• **DESCRIPTION OF THE TASK**
Nothing but the lines from the top of the data to the line holding "const HIGHLIGHT = [1, 7];" should be printed, word for word and both ends included; leave the pictures out.

• **SUPPLIED DATA**
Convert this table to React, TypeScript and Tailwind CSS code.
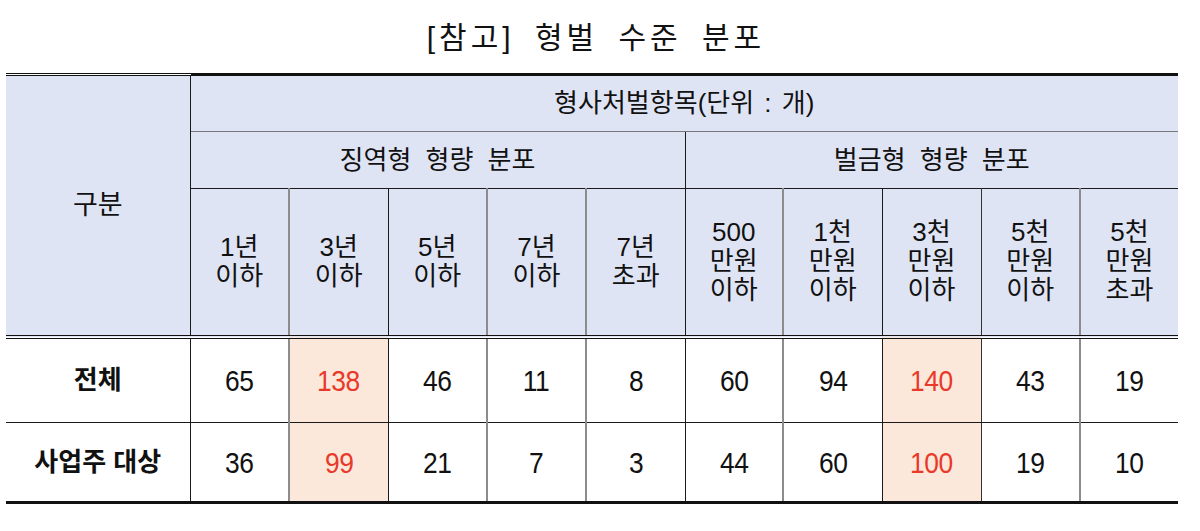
const FONT = "[font-family:'Liberation_Sans','Noto_Sans_CJK_KR',sans-serif]";

const COL_WIDTHS = ['w-[99px]', 'w-[99px]', 'w-[99px]', 'w-[99px]', 'w-[99px]', 'w-[98px]', 'w-[99px]', 'w-[99px]', 'w-[99px]', 'w-[98px]'];

// right edge of each column: gray inner lines, dark around groups and highlights
const RIGHT = [
  'border-r-2 border-r-[#8c8c8c]',
  'border-r border-r-[#1a1a1a]',
  'border-r-2 border-r-[#8c8c8c]',
  'border-r-2 border-r-[#8c8c8c]',
  'border-r border-r-[#1a1a1a]',
  'border-r-2 border-r-[#8c8c8c]',
  'border-r border-r-[#1a1a1a]',
  'border-r border-r-[#333]',
  'border-r-2 border-r-[#8c8c8c]',
  '',
];

const HEADERS = [
  ['1년', '이하'],
  ['3년', '이하'],
  ['5년', '이하'],
  ['7년', '이하'],
  ['7년', '초과'],
  ['500', '만원', '이하'],
  ['1천', '만원', '이하'],
  ['3천', '만원', '이하'],
  ['5천', '만원', '이하'],
  ['5천', '만원', '초과'],
];

const ROWS = [
  { label: '전체', values: [65, 138, 46, 11, 8, 60, 94, 140, 43, 19] },
  { label: '사업주 대상', values: [36, 99, 21, 7, 3, 44, 60, 100, 19, 10] },
];

const HIGHLIGHT = [1, 7];

export default function App() {
  return (
    <div className={`w-[1200px] h-[531px] bg-white text-[#111] ${FONT}`}>
      <div className="h-[73px] flex items-center justify-center">
        <h1 className="text-[30px] font-normal tracking-[4px] [word-spacing:8px] leading-none pt-[2px] pr-[8px]">
          [참고] 형벌 수준 분포
        </h1>
      </div>

      <table className="ml-[6px] w-[1172px] table-fixed border-collapse">
        <colgroup>
          <col className="w-[184px]" />
          {COL_WIDTHS.map((w, i) => (
            <col key={i} className={w} />
          ))}
        </colgroup>
        <thead className="bg-[#dfe4f4]">
          <tr>
            <th
              rowSpan={3}
              className="border-t-[3px] border-t-[#111] border-r border-r-[#1a1a1a] border-b-4 border-b-[#111] border-double text-[27px] font-normal"
            >
              구분
            </th>
            <th
              colSpan={10}
              className="h-[57px] border-t-[3px] border-t-[#111] border-b border-b-[#777] text-[26px] font-normal [word-spacing:3px]"
            >
              형사처벌항목(단위 : 개)
            </th>
          </tr>
          <tr>
            <th
              colSpan={5}
              className="h-[57px] border-r border-r-[#1a1a1a] border-b border-b-[#1a1a1a] text-[26px] font-normal [word-spacing:7px]"
            >
              징역형 형량 분포
            </th>
            <th
              colSpan={5}
              className="h-[57px] border-b border-b-[#1a1a1a] text-[26px] font-normal [word-spacing:7px]"
            >
              벌금형 형량 분포
            </th>
          </tr>
          <tr>
            {HEADERS.map((lines, i) => (
              <th
                key={i}
                className={`h-[148px] border-b-4 border-b-[#111] border-double font-normal text-[26px] leading-[29px] ${RIGHT[i]}`}
              >
                {lines.map((l) => (
                  <div key={l}>{l}</div>
                ))}
              </th>
            ))}
          </tr>
        </thead>
        <tbody>
          {ROWS.map((row, r) => {
            const last = r === ROWS.length - 1;
            const bottom = last
              ? 'border-b-[3px] border-b-[#111]'
              : 'border-b border-b-[#1a1a1a]';
            return (
              <tr key={row.label}>
                <td
                  className={`${last ? 'h-[80px]' : 'h-[86px]'} text-center text-[26px] font-bold border-r border-r-[#1a1a1a] ${bottom}`}
                >
                  {row.label}
                </td>
                {row.values.map((v, i) => {
                  const hot = HIGHLIGHT.includes(i);
                  return (
                    <td
                      key={i}
                      className={`text-center text-[30px] ${bottom} ${RIGHT[i]} ${
                        hot ? 'bg-[#fce8da] text-[#e8392a]' : ''
                      }`}
                    >
                      <span className="inline-block scale-x-[0.88] tracking-[-0.5px]">{v}</span>
                    </td>
                  );
                })}
              </tr>
            );
          })}
        </tbody>
      </table>
    </div>
  );
}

• **COMPLETE ANSWER**
Convert this table to React, TypeScript and Tailwind CSS code.
const FONT = "[font-family:'Liberation_Sans','Noto_Sans_CJK_KR',sans-serif]";

const COL_WIDTHS = ['w-[99px]', 'w-[99px]', 'w-[99px]', 'w-[99px]', 'w-[99px]', 'w-[98px]', 'w-[99px]', 'w-[99px]', 'w-[99px]', 'w-[98px]'];

// right edge of each column: gray inner lines, dark around groups and highlights
const RIGHT = [
  'border-r-2 border-r-[#8c8c8c]',
  'border-r border-r-[#1a1a1a]',
  'border-r-2 border-r-[#8c8c8c]',
  'border-r-2 border-r-[#8c8c8c]',
  'border-r border-r-[#1a1a1a]',
  'border-r-2 border-r-[#8c8c8c]',
  'border-r border-r-[#1a1a1a]',
  'border-r border-r-[#333]',
  'border-r-2 border-r-[#8c8c8c]',
  '',
];

const HEADERS = [
  ['1년', '이하'],
  ['3년', '이하'],
  ['5년', '이하'],
  ['7년', '이하'],
  ['7년', '초과'],
  ['500', '만원', '이하'],
  ['1천', '만원', '이하'],
  ['3천', '만원', '이하'],
  ['5천', '만원', '이하'],
  ['5천', '만원', '초과'],
];

const ROWS = [
  { label: '전체', values: [65, 138, 46, 11, 8, 60, 94, 140, 43, 19] },
  { label: '사업주 대상', values: [36, 99, 21, 7, 3, 44, 60, 100, 19, 10] },
];

const HIGHLIGHT = [1, 7];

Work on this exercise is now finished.